Adapun lembaga keuangan yang dimaksud adalah seluruh anggota dan sekretaris Komite Stabilitas Sistem Keuangan (KSSK) dan pejabat atau pegawai Kementerian Keuangan. Kemudian, pihak Bank Indonesia, Otoritas Jasa Keuangan, Lembaga Penjamin Simpanan dan pejabat lainnya yang termasuk di dalamnya.
"Yang berkaitan dengan pelaksanaan Peraturan Pemerintah Pengganti Undang-Undang ini, tidak dapat dituntut baik secara perdata maupun pidana jika dalam melaksanakan tugas didasarkan pada iktikad baik dan sesuai dengan ketentuan peraturan perundang-undangan," tulis pasal tersebut.
Masih dalam pasal yang sama, Perpu ini berbunyi biaya yang telah dikeluarkan pemerintah dan atau lembaga anggota KSSK dalam rangka pelaksanaan kebijakan pendapatan negara tidak dapat dihitung sebagai kerugian negara.
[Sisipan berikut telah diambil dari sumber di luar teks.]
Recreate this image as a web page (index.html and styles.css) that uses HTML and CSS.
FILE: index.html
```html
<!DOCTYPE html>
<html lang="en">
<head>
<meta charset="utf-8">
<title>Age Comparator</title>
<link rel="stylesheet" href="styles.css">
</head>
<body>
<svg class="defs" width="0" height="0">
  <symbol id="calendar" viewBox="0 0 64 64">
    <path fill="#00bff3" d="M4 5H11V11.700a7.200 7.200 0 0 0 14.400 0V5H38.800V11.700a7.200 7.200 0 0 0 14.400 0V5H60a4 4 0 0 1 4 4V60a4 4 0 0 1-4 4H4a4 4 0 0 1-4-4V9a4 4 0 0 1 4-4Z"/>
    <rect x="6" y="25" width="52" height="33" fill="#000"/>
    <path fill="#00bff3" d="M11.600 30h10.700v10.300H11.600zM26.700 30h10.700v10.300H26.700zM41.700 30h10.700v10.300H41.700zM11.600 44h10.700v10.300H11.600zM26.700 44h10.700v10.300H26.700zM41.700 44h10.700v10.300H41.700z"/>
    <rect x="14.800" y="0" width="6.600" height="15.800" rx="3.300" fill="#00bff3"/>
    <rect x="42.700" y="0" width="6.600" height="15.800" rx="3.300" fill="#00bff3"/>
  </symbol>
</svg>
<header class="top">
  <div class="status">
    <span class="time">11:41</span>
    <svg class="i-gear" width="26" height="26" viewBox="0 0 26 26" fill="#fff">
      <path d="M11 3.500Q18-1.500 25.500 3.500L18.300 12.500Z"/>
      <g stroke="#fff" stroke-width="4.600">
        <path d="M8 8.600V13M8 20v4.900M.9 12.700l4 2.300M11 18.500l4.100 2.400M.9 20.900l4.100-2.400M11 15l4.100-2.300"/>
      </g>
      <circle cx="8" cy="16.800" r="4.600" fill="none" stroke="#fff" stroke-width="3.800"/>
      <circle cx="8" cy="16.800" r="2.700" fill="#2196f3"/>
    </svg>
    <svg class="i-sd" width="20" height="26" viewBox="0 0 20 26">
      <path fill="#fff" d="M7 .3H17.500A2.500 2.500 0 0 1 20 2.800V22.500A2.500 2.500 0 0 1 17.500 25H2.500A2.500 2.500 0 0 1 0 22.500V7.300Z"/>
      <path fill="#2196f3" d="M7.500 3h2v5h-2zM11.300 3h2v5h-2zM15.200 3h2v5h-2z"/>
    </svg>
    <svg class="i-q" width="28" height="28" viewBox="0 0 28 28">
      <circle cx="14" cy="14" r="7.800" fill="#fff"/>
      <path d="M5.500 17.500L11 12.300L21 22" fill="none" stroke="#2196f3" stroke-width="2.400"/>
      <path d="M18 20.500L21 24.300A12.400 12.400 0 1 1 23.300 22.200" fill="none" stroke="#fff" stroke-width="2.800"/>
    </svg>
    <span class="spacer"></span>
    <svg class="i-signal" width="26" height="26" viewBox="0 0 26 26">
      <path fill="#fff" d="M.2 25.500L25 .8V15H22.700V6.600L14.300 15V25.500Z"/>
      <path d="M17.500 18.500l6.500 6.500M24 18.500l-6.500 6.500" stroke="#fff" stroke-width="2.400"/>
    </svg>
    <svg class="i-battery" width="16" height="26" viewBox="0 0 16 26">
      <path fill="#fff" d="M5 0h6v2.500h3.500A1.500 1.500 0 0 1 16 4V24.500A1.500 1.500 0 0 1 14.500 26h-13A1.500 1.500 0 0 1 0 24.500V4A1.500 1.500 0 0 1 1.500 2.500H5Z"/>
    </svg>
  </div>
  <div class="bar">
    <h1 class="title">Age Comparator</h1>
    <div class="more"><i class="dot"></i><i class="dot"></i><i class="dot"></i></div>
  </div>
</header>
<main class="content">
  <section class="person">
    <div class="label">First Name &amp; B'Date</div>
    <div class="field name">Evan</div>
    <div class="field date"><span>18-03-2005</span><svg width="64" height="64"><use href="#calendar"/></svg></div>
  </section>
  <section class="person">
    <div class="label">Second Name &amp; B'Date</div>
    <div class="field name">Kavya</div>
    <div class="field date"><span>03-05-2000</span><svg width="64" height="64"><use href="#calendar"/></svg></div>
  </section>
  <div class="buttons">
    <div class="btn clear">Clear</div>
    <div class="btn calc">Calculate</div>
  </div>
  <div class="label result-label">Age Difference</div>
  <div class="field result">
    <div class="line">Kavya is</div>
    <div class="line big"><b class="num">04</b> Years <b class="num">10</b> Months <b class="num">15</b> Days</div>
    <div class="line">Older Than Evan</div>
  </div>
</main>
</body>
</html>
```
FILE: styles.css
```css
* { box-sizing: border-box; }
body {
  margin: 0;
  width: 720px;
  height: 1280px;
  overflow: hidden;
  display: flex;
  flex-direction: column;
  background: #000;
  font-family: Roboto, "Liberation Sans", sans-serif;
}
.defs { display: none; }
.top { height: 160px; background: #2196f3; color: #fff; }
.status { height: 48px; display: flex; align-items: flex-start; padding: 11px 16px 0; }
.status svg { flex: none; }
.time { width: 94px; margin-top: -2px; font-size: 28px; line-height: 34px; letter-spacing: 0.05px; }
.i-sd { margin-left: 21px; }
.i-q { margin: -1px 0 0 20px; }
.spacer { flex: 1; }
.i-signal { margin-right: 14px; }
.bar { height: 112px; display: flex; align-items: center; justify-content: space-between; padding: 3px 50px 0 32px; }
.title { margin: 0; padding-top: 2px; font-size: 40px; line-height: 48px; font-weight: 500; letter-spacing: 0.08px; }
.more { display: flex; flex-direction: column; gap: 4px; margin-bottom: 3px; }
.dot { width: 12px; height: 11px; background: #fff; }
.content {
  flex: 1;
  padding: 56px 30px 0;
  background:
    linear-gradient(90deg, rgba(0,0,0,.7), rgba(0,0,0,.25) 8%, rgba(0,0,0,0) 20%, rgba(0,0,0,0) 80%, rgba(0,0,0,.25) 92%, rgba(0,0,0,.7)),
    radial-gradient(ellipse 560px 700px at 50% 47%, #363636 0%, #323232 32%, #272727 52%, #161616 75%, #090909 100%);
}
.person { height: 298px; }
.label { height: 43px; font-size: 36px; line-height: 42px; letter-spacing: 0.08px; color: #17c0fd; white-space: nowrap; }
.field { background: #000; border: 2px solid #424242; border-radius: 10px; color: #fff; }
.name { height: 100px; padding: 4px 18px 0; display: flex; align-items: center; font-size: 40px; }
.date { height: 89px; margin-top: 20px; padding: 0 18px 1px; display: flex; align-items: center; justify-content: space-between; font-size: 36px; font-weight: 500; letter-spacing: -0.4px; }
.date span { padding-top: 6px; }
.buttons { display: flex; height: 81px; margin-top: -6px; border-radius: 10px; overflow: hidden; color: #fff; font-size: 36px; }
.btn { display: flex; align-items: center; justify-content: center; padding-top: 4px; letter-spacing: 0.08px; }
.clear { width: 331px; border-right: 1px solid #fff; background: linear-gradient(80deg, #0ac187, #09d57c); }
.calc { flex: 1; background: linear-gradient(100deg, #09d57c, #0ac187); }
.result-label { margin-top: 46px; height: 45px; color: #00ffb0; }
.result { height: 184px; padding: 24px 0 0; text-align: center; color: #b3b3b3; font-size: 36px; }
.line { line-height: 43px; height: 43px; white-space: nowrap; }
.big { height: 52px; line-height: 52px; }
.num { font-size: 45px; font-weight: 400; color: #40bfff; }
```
Sebab, anggaran yang dikeluarkan merupakan bagian dari biaya ekonomi untuk penyelamatan perekonomian dari krisis.
Kebijakan yang dimaksud meliputi kebijakan di bidang perpajakan, kebijakan belanja negara termasuk kebijakan di bidang keuangan daerah, dan kebijakan pembiayaan. Selanjutnya, kebijakan stabilitas sistem keuangan dan program pemulihan ekonomi nasional.
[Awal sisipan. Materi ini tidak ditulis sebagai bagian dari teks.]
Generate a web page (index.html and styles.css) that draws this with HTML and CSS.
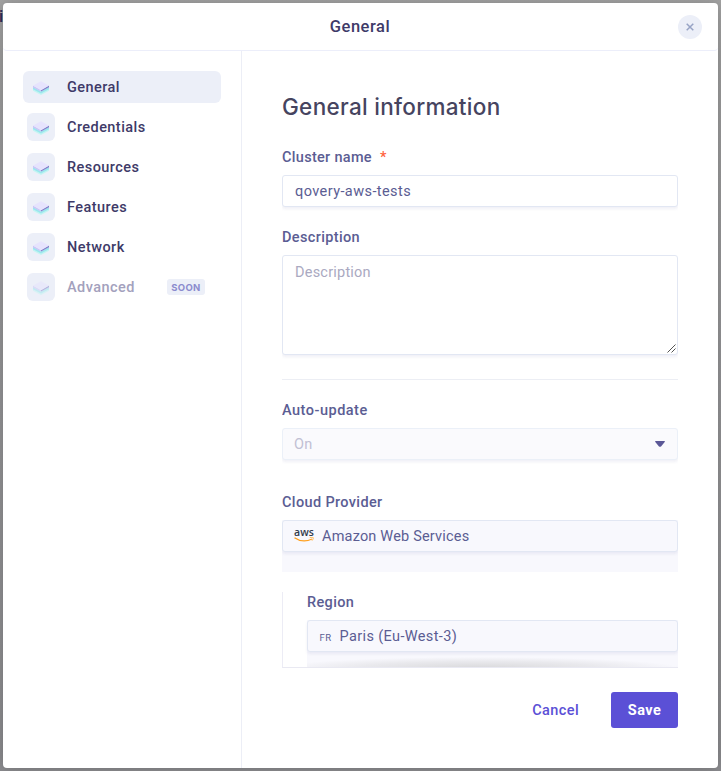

Adapun dalam akhir bunyi pasal itu ditekankan bahwa tindakan termasuk keputusan yang diambil berdasarkan Perpu ini bukan merupakan objek gugatan yang dapat diajukan kepada peradilan tata-usaha negara.
Pengamat ekonomi Indef, Bima Yudhistira, menilai bunyi pasal dalam Perpu itu membahayakan. Sebab, menurut dia, selain kebal hukum, pemerintah terkesan otoriter.
"Semacam cara berkelit kebijakan tidak dapat dipidanakan. Pemerintah dalam Perpu ini terkesan otoriter dan kebal hukum. Berbahaya," ujarnya dalam pesan pendek kepada Tempo, Rabu, 1 April 2020.
Bima lalu menilai pasal ini akan berpotensi menimbulkan korupsi uang negara dalam jumlah yang tak sedikit lantaran pasal itu merestui adanya penggunaan anggaran penyelamatan yang tak akan dihitung sebagai kerugian. Ia khawatir ke depan, beleid ini justru akan menjadi pengantar bagi tragedi Bantuan Likuiditas Bank Indonesia jilid II.
"Apalagi nilai stimulus secara total mencapai Rp 405 triliun. Jelas itu uang pajak rakyat dan utang yang ujungnya menjadi beban APBN. Bagaimana mungkin jika terjadi penyalahgunaan tidak disebut kerugian negara?" katanya Bima.